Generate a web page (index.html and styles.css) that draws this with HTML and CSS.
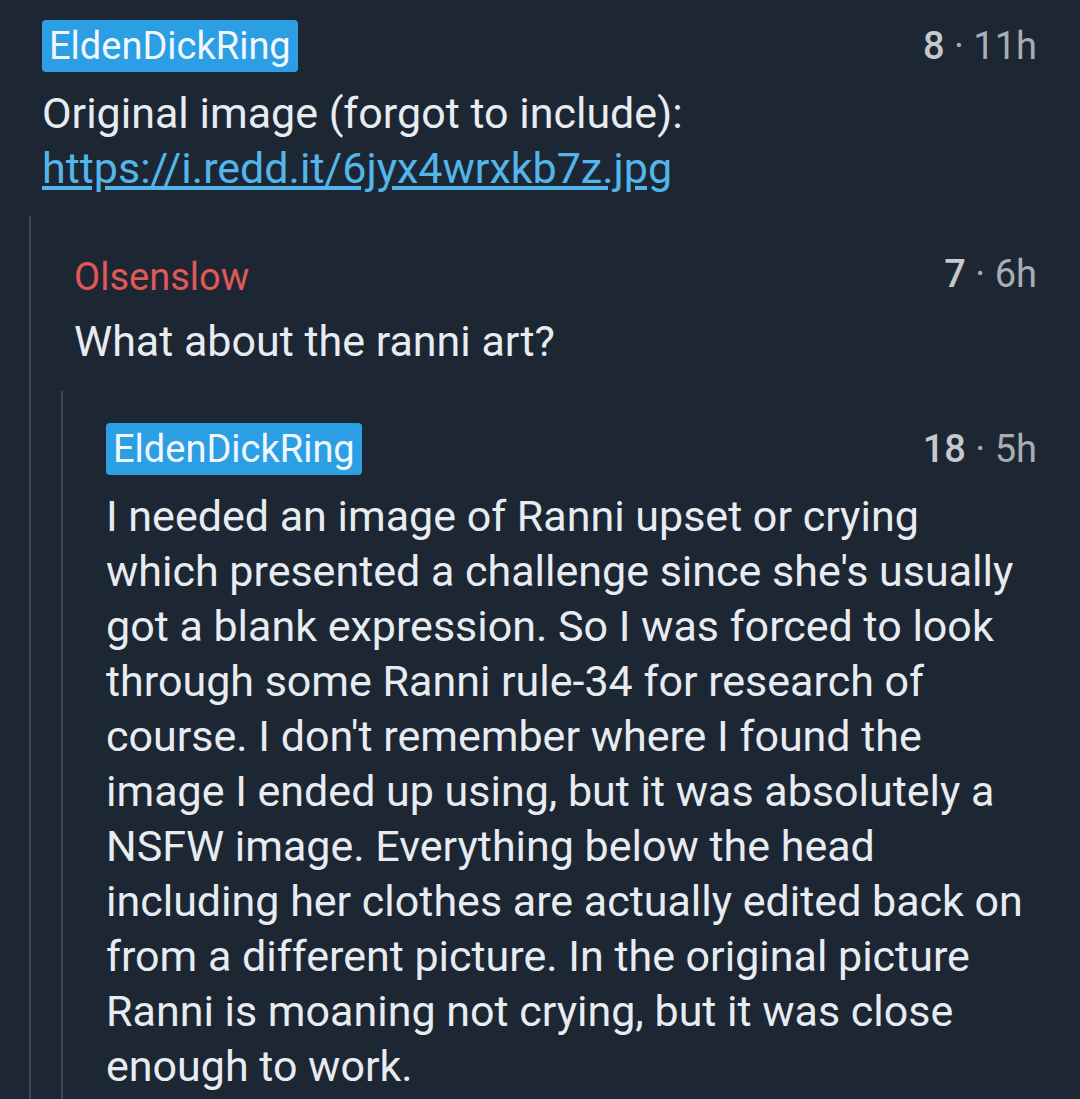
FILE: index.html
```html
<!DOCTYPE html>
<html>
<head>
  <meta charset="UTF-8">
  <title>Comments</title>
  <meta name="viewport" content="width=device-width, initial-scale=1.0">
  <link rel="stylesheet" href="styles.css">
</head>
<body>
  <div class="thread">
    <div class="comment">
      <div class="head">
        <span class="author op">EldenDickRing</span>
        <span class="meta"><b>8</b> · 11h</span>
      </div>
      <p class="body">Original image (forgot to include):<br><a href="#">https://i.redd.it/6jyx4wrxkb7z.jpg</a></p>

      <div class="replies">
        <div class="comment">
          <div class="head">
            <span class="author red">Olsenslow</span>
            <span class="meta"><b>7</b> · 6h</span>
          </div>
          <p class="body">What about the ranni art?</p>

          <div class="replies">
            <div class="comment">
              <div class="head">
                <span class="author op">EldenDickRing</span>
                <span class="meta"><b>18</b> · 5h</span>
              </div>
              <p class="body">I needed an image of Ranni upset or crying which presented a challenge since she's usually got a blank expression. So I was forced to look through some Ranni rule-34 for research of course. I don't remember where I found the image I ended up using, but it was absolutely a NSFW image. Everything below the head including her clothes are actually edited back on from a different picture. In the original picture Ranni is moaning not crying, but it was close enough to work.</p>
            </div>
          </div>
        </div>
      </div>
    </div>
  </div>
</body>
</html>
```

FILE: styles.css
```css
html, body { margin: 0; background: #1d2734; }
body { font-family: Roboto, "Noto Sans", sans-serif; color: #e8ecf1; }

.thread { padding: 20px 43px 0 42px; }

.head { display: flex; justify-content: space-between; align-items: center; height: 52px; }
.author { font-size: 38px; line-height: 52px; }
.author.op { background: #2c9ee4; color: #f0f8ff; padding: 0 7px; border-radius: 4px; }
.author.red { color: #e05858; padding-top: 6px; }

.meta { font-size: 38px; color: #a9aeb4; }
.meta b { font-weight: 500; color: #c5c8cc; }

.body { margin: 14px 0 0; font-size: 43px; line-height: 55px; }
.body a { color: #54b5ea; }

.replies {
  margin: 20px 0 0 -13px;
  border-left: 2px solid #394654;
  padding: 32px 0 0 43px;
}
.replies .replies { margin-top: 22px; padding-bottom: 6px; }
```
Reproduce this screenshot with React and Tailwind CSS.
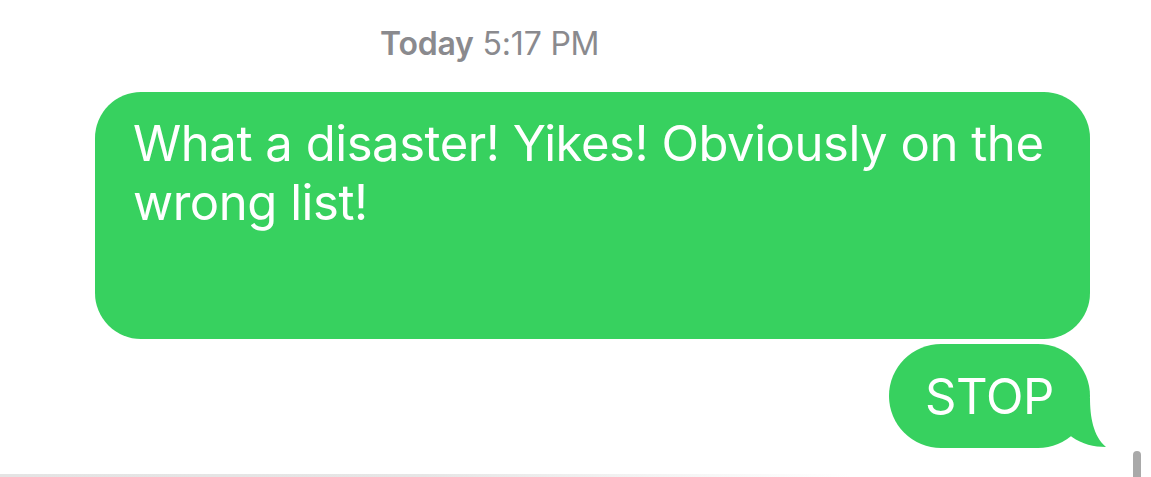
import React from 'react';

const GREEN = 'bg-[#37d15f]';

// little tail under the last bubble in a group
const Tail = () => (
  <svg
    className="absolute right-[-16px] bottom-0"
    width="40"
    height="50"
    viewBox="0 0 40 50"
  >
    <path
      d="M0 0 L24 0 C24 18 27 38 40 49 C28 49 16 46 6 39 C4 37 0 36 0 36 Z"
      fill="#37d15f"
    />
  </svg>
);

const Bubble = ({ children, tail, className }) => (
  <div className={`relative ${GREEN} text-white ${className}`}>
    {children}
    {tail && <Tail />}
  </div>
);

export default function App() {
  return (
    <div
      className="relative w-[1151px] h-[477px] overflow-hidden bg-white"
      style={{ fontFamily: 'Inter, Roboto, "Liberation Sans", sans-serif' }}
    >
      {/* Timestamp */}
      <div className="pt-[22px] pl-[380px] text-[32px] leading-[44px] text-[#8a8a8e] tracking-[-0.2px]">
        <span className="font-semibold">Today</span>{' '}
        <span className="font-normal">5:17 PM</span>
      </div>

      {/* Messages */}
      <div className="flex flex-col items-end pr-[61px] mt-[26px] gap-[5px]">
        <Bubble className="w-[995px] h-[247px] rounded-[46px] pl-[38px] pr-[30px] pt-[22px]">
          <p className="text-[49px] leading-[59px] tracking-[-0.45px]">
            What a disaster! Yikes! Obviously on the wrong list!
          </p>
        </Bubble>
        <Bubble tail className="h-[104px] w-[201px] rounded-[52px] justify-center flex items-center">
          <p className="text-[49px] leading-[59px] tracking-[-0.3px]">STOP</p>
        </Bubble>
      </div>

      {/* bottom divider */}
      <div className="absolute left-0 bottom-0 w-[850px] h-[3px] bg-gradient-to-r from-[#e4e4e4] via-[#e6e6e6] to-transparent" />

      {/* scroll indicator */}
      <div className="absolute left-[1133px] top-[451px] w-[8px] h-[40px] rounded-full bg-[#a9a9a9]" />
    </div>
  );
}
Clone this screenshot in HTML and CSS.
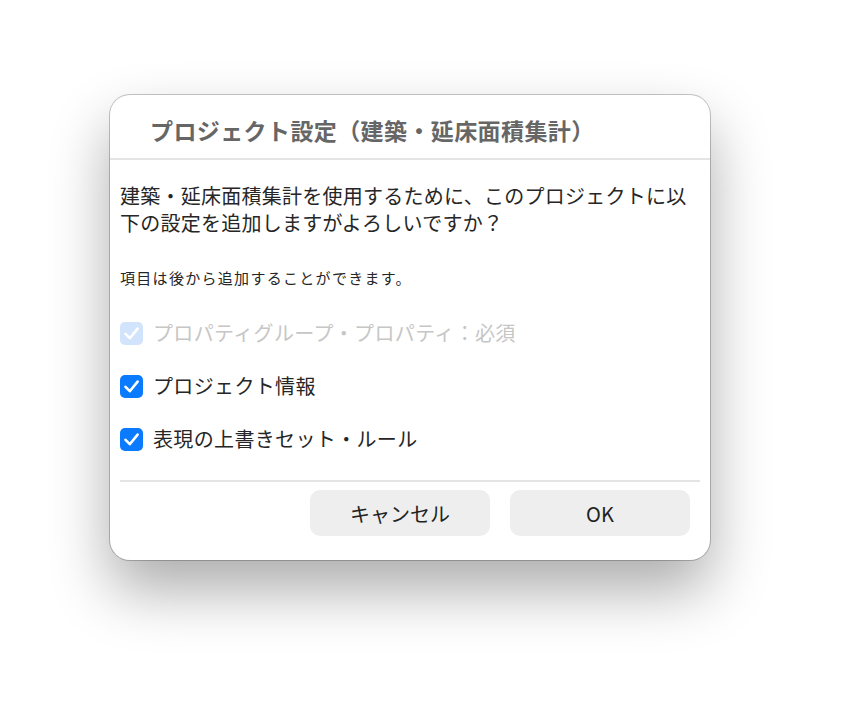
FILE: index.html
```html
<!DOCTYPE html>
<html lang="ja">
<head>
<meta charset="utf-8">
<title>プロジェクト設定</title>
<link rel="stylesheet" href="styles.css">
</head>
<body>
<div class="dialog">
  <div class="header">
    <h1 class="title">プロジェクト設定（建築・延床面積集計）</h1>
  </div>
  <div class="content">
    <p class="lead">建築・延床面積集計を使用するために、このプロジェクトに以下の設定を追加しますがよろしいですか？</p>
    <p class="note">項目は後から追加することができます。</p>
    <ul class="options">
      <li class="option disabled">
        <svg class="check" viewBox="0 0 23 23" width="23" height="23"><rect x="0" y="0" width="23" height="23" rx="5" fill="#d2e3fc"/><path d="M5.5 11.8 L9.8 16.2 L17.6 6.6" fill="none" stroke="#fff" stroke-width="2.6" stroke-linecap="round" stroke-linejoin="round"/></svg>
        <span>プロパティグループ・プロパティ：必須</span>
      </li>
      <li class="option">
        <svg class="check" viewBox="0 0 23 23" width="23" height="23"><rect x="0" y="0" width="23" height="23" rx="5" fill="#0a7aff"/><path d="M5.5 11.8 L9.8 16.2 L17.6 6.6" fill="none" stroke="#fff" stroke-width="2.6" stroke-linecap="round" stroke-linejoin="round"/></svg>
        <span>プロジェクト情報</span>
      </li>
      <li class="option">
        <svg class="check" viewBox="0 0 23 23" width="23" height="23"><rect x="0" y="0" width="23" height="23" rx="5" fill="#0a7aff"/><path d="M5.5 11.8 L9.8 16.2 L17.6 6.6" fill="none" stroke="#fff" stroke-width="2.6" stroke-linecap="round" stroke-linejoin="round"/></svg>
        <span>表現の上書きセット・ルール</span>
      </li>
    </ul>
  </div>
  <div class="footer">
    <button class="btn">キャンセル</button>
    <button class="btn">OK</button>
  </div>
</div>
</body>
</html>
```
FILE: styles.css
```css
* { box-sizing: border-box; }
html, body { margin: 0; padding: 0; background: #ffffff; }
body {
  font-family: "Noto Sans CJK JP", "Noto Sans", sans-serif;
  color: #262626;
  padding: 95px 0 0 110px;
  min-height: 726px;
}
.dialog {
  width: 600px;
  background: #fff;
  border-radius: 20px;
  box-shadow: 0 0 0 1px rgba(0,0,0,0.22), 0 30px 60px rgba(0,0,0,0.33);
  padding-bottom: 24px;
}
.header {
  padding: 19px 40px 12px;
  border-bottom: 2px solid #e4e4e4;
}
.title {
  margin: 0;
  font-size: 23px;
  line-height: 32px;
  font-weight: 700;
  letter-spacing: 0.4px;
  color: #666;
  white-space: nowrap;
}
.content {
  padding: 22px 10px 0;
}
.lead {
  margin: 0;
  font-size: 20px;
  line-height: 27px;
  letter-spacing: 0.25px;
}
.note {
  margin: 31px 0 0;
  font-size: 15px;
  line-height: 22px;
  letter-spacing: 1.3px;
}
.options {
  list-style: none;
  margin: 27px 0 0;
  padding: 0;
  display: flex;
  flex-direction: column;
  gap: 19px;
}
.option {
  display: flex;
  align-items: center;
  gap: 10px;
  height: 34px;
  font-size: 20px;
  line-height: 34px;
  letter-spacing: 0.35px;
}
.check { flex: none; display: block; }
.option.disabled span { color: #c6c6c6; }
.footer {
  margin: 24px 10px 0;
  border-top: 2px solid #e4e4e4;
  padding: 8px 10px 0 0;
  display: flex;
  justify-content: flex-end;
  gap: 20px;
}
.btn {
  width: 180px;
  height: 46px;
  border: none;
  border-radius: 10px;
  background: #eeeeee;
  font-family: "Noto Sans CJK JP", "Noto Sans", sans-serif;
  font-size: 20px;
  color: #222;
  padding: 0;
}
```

* WHAT TO DO *
Find each line that has the word "this", then copy it out.

* SOLUTION *
Generate a web page (index.html and styles.css) that draws this with HTML and CSS.
Reproduce this screenshot with React and Tailwind CSS.
Clone this screenshot in HTML and CSS.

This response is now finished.